External view of Trueman House office block in Leeds

Trueman House in Leeds, part of the firm’s regional office portfoio

The company completed £51.6m of disposals in 2025, up from £30.8m in 2024, the REIT revealed in its full-year results.

It also secured a £72.4m, multi-bank refinancing and reduced its gross borrowings to £266.2m, cutting its net loan-to-value-ratio to 40.4%.

The management plans to continue disposals at similar levels in 2026, with £41m either completed, contracted, under offer, or in negotiation.

Regional REIT’s portfolio valuation fell to £555.2m from £622.5m in 2024, partly driven by its sales programme. Like-for-like portfolio valuation fell 5% year-on-year.

“Regional REIT delivered good progress last year against its main targets, despite continued challenging market conditions,” said Stephen Inglis, head of the firm’s investment adviser, ESR Europe LSPIM.

Stephen Inglis, Regional REIT

“However, against a prolonged downturn in the property cycle and with the war in the Middle East adding to geopolitical and economic uncertainty, the leasing market remains subdued, with some tenants taking longer to make decisions, and often choosing not to move at all.
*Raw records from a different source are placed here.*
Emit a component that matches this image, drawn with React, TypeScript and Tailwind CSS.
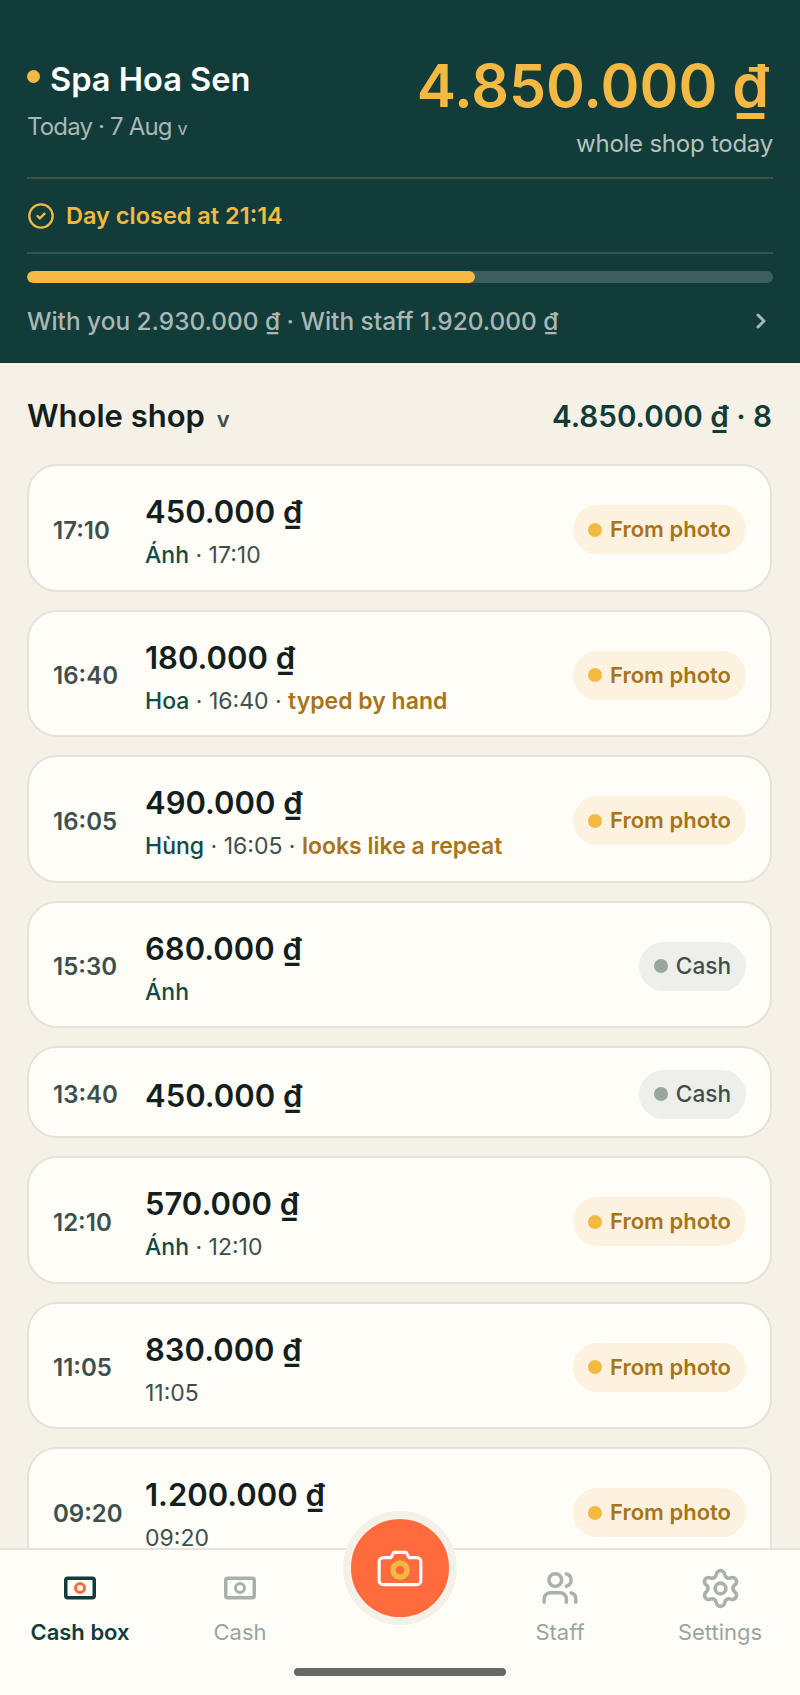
import { ChevronRight, Settings, Users, CircleCheck } from "lucide-react";

interface Sale {
  time: string;
  amount: string;
  who?: string;
  at?: string;
  note?: string;
  kind: "photo" | "cash";
}

const SALES: Sale[] = [
  { time: "17:10", amount: "450.000", who: "Ánh", at: "17:10", kind: "photo" },
  { time: "16:40", amount: "180.000", who: "Hoa", at: "16:40", note: "typed by hand", kind: "photo" },
  { time: "16:05", amount: "490.000", who: "Hùng", at: "16:05", note: "looks like a repeat", kind: "photo" },
  { time: "15:30", amount: "680.000", who: "Ánh", kind: "cash" },
  { time: "13:40", amount: "450.000", kind: "cash" },
  { time: "12:10", amount: "570.000", who: "Ánh", at: "12:10", kind: "photo" },
  { time: "11:05", amount: "830.000", at: "11:05", kind: "photo" },
  { time: "09:20", amount: "1.200.000", at: "09:20", kind: "photo" },
];

function Pill({ kind }: { kind: Sale["kind"] }) {
  if (kind === "cash") {
    return (
      <span className="mt-[4px] flex h-[49px] items-center gap-[8px] rounded-full bg-[#eeeeea] px-[15px] text-[22.6px] font-medium text-[#3e4f4c]">
        <span className="h-[14px] w-[14px] rounded-full bg-[#99a5a1]" />
        Cash
      </span>
    );
  }
  return (
    <span className="mt-[4px] flex h-[49px] items-center gap-[8px] rounded-full bg-[#fdf2df] px-[15px] text-[22px] font-semibold text-[#a8741a]">
      <span className="h-[14px] w-[14px] rounded-full bg-[#f4b942]" />
      From photo
    </span>
  );
}

function SaleCard({ sale }: { sale: Sale }) {
  const hasSub = sale.who || sale.at;
  return (
    <div
      className={`flex shrink-0 items-center justify-between rounded-[30px] border-2 border-[#e4e2da] bg-[#fffdf8] px-[24px] ${
        hasSub ? "h-[127.5px]" : "h-[92px]"
      }`}
    >
      <div className="flex items-center">
        <span className="w-[92px] pt-[6px] text-[24px] font-semibold text-[#3e4f4c]">{sale.time}</span>
        <div className="flex flex-col pt-[8px]">
          <span className="text-[31px] font-semibold leading-[40px] text-[#141e1c]">{sale.amount} ₫</span>
          {hasSub && (
            <span className="mt-[7px] text-[23px] leading-[32px] text-[#3e4f4c]">
              {sale.who && <span className="font-medium text-[#134a45]">{sale.who}</span>}
              {sale.who && sale.at && " · "}
              {sale.at}
              {sale.note && " · "}
              {sale.note && <span className="font-semibold text-[#a8741a]">{sale.note}</span>}
            </span>
          )}
        </div>
      </div>
      <Pill kind={sale.kind} />
    </div>
  );
}

function NoteIcon({ lens, line }: { lens: string; line: string }) {
  return (
    <svg width="36" height="26" viewBox="0 0 36 26" fill="none">
      <rect x="3.75" y="3.25" width="28.5" height="19.5" rx="2" stroke={line} strokeWidth="3.5" />
      <circle cx="18" cy="13" r="4.5" stroke={lens} strokeWidth="3" />
    </svg>
  );
}

function Tab({ label, active, children }: { label: string; active?: boolean; children: React.ReactNode }) {
  return (
    <div className="flex flex-1 flex-col items-center">
      <div className="flex h-[40px] items-center justify-center">{children}</div>
      <span
        className={`mt-[9px] text-[22px] leading-[30px] ${
          active ? "font-semibold text-[#123c3a]" : "text-[#9aa5a1]"
        }`}
      >
        {label}
      </span>
    </div>
  );
}

export default function App() {
  return (
    <div className="relative flex h-[1695px] w-[800px] flex-col overflow-hidden bg-[#f6f1e7] font-['Inter',sans-serif]">
      <header className="shrink-0 bg-[#123c3a] pl-[27px] pr-[27px] pt-[52px]">
        <div className="flex items-start justify-between">
          <div>
            <div className="flex items-center gap-[10px] pt-[7px]">
              <span className="mb-[6px] h-[13px] w-[13px] rounded-full bg-[#f4b942]" />
              <span className="text-[32.6px] font-semibold leading-[40px] text-white">Spa Hoa Sen</span>
            </div>
            <div className="mt-[11px] text-[24px] leading-[34px] tracking-[-0.035em] text-[#a9b8b4]">
              Today · 7 Aug <span className="text-[18px]">v</span>
            </div>
          </div>
          <div className="text-right">
            <div className="mr-[4px] text-[59px] font-semibold leading-[68px] text-[#f4b942]">4.850.000 ₫</div>
            <div className="mt-[7px] text-[24px] leading-[34px] tracking-[-0.01em] text-[#b5c3bf]">
              whole shop today
            </div>
          </div>
        </div>
        <div className="mt-[16px] h-[2px] bg-[#45533a]" />
        <div className="flex h-[73px] items-center gap-[11px] text-[23.5px] font-semibold text-[#f4b942]">
          <CircleCheck size={28} strokeWidth={2} />
          Day closed at 21:14
        </div>
        <div className="h-[2px] bg-[#325550]" />
        <div className="mt-[17px] h-[12px] overflow-hidden rounded-full bg-[#3c5f5b]">
          <div className="h-full w-[60.1%] rounded-full bg-[#f4b942]" />
        </div>
        <div className="flex h-[80px] items-center justify-between pb-[4px] text-[24.4px] font-medium text-[#a9b8b4]">
          <span>With you 2.930.000 ₫ · With staff 1.920.000 ₫</span>
          <ChevronRight size={24} strokeWidth={3} />
        </div>
      </header>

      <div className="flex min-h-0 flex-1 flex-col pl-[27px] pr-[28px]">
        <div className="flex h-[101px] shrink-0 items-center justify-between pt-[6px]">
          <div className="text-[31px] font-semibold text-[#141e1c]">
            Whole shop <span className="ml-[4px] text-[22px] text-[#3e4f4c]">v</span>
          </div>
          <div className="text-[29.6px] font-semibold text-[#123c3a]">4.850.000 ₫ · 8</div>
        </div>
        <div className="flex flex-col gap-[18px]">
          {SALES.map((sale) => (
            <SaleCard key={sale.time} sale={sale} />
          ))}
        </div>
      </div>

      <nav className="relative flex h-[147px] shrink-0 border-t-2 border-[#e4e2da] bg-[#fffdf8] pt-[18px]">
        <Tab label="Cash box" active>
          <NoteIcon lens="#ff6b3d" line="#123c3a" />
        </Tab>
        <Tab label="Cash">
          <NoteIcon lens="#a9b1ad" line="#a9b1ad" />
        </Tab>
        <div className="flex-1" />
        <Tab label="Staff">
          <Users size={38} strokeWidth={2.2} className="text-[#a9b1ad]" />
        </Tab>
        <Tab label="Settings">
          <Settings size={43} strokeWidth={2} className="text-[#a9b1ad]" />
        </Tab>
        <div className="absolute bottom-[19px] left-[294px] h-[8px] w-[212px] rounded-full bg-[#666662]" />
        <div className="absolute left-[343px] top-[-39px] flex h-[114px] w-[114px] items-center justify-center rounded-full border-[8px] border-[#f5f1e8] bg-[#ff6b3d]">
          <svg width="50" height="50" viewBox="0 0 24 24" fill="none">
            <path
              d="M9 4.5h6l1.3 2.5H20a2 2 0 0 1 2 2v9a2 2 0 0 1-2 2H4a2 2 0 0 1-2-2V9a2 2 0 0 1 2-2h3.7z"
              stroke="#fff"
              strokeWidth="1.5"
              strokeLinejoin="round"
            />
            <circle cx="12" cy="13" r="3.4" stroke="#f4b942" strokeWidth="2.6" />
          </svg>
        </div>
      </nav>
    </div>
  );
}
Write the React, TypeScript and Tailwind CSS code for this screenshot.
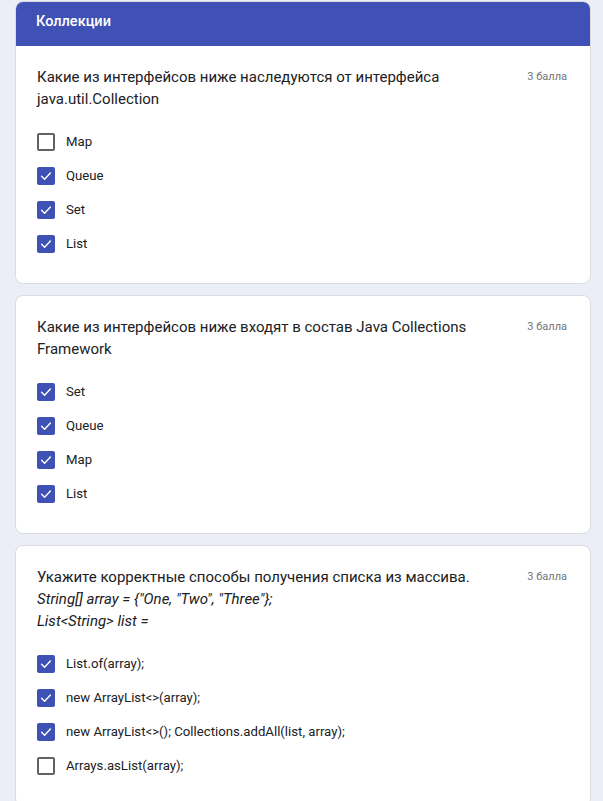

“While this backdrop continues to temper near‑term activity, emerging supply constraints for quality, energy‑efficient space across key UK regional markets provide a supportive medium‑term outlook.”

Regional REIT completed 64 new market lettings in 2025, totalling £3.2m of rent at 3.9% above 2024 estimated rental value (ERV). Net rental income fell from £46m in 2024 to £40.3m.

Notable lettings included existing tenant Threesixty Services renewing its lease for 8,117 sq ft of space at The Royals, Altrincham Road, Manchester until June 2030, at an annual rent of £125,850, or £15.50/sq ft.

At 300 Bath Street in Glasgow, Securigroup let 9,618 sq ft on a lease to November 2035 with a break option in 2031, at an annual rent of £246,023, equating to £25.58/sq ft; while at Woodlands Court in Bristol, Hill Partnerships let 3,584 sq ft to January 2036 for £73,930 a year, equating to £20.63/sq ft.

The REIT continues to execute a capital spending programme to improve EPC ratings, with 84.5% now rated ‘C’-plus and 60% either EPC ‘B’ plus or exempt.